• **Challenge**
Omit every picture, then give all the entries again exactly.

[Entries with page source code]

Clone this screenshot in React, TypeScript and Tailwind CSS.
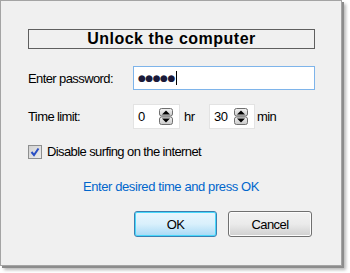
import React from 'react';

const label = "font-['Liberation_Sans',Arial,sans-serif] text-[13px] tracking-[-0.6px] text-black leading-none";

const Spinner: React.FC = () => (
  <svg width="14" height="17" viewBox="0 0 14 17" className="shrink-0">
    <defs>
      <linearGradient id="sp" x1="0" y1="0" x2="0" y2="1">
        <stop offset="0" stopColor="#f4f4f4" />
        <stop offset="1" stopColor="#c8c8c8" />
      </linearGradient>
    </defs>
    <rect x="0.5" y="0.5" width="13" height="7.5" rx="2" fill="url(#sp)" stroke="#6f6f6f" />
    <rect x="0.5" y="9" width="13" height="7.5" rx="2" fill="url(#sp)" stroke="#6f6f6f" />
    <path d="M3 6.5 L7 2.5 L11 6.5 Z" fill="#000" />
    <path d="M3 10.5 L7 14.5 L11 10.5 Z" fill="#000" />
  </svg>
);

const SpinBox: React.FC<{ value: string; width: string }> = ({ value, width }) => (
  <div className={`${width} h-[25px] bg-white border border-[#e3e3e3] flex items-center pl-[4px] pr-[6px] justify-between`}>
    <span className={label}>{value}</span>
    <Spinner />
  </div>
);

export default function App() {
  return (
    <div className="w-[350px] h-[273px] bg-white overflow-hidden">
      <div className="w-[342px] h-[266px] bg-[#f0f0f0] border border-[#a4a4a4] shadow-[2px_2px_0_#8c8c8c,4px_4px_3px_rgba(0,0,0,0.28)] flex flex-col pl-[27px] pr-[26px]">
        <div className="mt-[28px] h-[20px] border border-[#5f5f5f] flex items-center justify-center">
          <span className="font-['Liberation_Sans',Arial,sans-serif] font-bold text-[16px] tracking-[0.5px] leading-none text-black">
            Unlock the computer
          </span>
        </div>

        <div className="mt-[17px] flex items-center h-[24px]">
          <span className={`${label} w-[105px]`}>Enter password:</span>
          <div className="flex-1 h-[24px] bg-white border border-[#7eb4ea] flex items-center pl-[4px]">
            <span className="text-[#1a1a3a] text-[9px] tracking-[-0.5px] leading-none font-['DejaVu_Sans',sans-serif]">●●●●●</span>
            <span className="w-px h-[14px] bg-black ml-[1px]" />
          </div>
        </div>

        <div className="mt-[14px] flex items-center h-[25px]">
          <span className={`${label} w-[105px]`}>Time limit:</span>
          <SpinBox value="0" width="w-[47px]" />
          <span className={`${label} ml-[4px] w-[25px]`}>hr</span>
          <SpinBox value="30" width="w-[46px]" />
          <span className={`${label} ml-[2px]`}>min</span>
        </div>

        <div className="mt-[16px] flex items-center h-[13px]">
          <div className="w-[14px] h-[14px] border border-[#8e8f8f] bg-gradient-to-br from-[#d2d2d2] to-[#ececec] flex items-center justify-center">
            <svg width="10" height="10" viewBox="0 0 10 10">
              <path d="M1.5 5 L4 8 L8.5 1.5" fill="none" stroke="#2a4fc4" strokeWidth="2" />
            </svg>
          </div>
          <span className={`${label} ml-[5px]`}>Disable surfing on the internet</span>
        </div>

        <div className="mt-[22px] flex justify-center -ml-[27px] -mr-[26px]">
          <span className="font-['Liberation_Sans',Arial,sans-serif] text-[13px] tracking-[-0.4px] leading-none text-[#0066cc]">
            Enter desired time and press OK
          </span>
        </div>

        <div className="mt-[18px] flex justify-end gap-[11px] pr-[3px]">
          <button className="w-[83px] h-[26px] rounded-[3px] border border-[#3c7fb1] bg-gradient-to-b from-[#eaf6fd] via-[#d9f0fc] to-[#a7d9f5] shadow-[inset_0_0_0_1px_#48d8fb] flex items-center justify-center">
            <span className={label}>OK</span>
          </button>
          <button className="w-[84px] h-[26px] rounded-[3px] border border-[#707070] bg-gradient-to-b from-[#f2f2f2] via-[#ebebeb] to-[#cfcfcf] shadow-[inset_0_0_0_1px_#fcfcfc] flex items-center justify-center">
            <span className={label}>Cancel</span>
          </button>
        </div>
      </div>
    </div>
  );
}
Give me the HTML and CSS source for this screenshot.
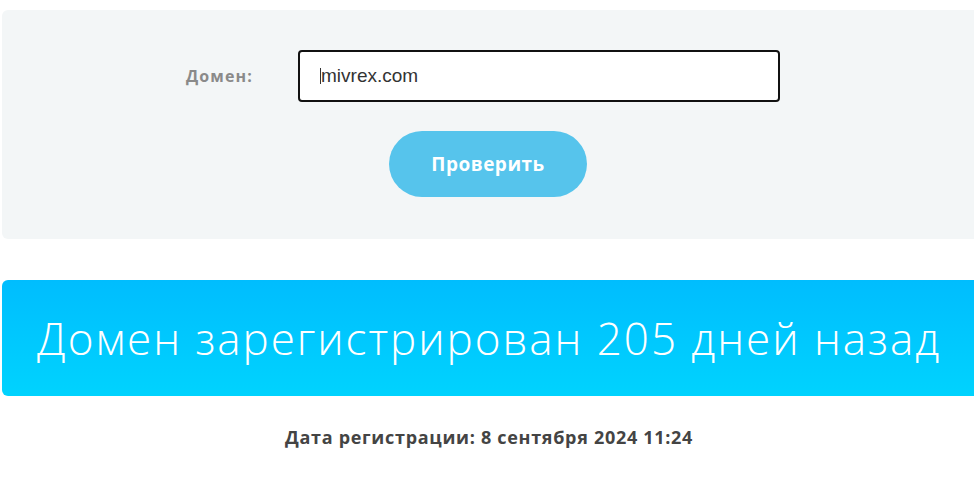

• **Expected answer**
Clone this screenshot in React, TypeScript and Tailwind CSS.
import React from 'react';

const label = "font-['Liberation_Sans',Arial,sans-serif] text-[13px] tracking-[-0.6px] text-black leading-none";

const Spinner: React.FC = () => (
  <svg width="14" height="17" viewBox="0 0 14 17" className="shrink-0">
    <defs>
      <linearGradient id="sp" x1="0" y1="0" x2="0" y2="1">
        <stop offset="0" stopColor="#f4f4f4" />
        <stop offset="1" stopColor="#c8c8c8" />
      </linearGradient>
    </defs>
    <rect x="0.5" y="0.5" width="13" height="7.5" rx="2" fill="url(#sp)" stroke="#6f6f6f" />
    <rect x="0.5" y="9" width="13" height="7.5" rx="2" fill="url(#sp)" stroke="#6f6f6f" />
    <path d="M3 6.5 L7 2.5 L11 6.5 Z" fill="#000" />
    <path d="M3 10.5 L7 14.5 L11 10.5 Z" fill="#000" />
  </svg>
);

const SpinBox: React.FC<{ value: string; width: string }> = ({ value, width }) => (
  <div className={`${width} h-[25px] bg-white border border-[#e3e3e3] flex items-center pl-[4px] pr-[6px] justify-between`}>
    <span className={label}>{value}</span>
    <Spinner />
  </div>
);

export default function App() {
  return (
    <div className="w-[350px] h-[273px] bg-white overflow-hidden">
      <div className="w-[342px] h-[266px] bg-[#f0f0f0] border border-[#a4a4a4] shadow-[2px_2px_0_#8c8c8c,4px_4px_3px_rgba(0,0,0,0.28)] flex flex-col pl-[27px] pr-[26px]">
        <div className="mt-[28px] h-[20px] border border-[#5f5f5f] flex items-center justify-center">
          <span className="font-['Liberation_Sans',Arial,sans-serif] font-bold text-[16px] tracking-[0.5px] leading-none text-black">
            Unlock the computer
          </span>
        </div>

        <div className="mt-[17px] flex items-center h-[24px]">
          <span className={`${label} w-[105px]`}>Enter password:</span>
          <div className="flex-1 h-[24px] bg-white border border-[#7eb4ea] flex items-center pl-[4px]">
            <span className="text-[#1a1a3a] text-[9px] tracking-[-0.5px] leading-none font-['DejaVu_Sans',sans-serif]">●●●●●</span>
            <span className="w-px h-[14px] bg-black ml-[1px]" />
          </div>
        </div>

        <div className="mt-[14px] flex items-center h-[25px]">
          <span className={`${label} w-[105px]`}>Time limit:</span>
          <SpinBox value="0" width="w-[47px]" />
          <span className={`${label} ml-[4px] w-[25px]`}>hr</span>
          <SpinBox value="30" width="w-[46px]" />
          <span className={`${label} ml-[2px]`}>min</span>
        </div>

        <div className="mt-[16px] flex items-center h-[13px]">
          <div className="w-[14px] h-[14px] border border-[#8e8f8f] bg-gradient-to-br from-[#d2d2d2] to-[#ececec] flex items-center justify-center">
            <svg width="10" height="10" viewBox="0 0 10 10">
              <path d="M1.5 5 L4 8 L8.5 1.5" fill="none" stroke="#2a4fc4" strokeWidth="2" />
            </svg>
          </div>
          <span className={`${label} ml-[5px]`}>Disable surfing on the internet</span>
        </div>

        <div className="mt-[22px] flex justify-center -ml-[27px] -mr-[26px]">
          <span className="font-['Liberation_Sans',Arial,sans-serif] text-[13px] tracking-[-0.4px] leading-none text-[#0066cc]">
            Enter desired time and press OK
          </span>
        </div>

        <div className="mt-[18px] flex justify-end gap-[11px] pr-[3px]">
          <button className="w-[83px] h-[26px] rounded-[3px] border border-[#3c7fb1] bg-gradient-to-b from-[#eaf6fd] via-[#d9f0fc] to-[#a7d9f5] shadow-[inset_0_0_0_1px_#48d8fb] flex items-center justify-center">
            <span className={label}>OK</span>
          </button>
          <button className="w-[84px] h-[26px] rounded-[3px] border border-[#707070] bg-gradient-to-b from-[#f2f2f2] via-[#ebebeb] to-[#cfcfcf] shadow-[inset_0_0_0_1px_#fcfcfc] flex items-center justify-center">
            <span className={label}>Cancel</span>
          </button>
        </div>
      </div>
    </div>
  );
}
Give me the HTML and CSS source for this screenshot.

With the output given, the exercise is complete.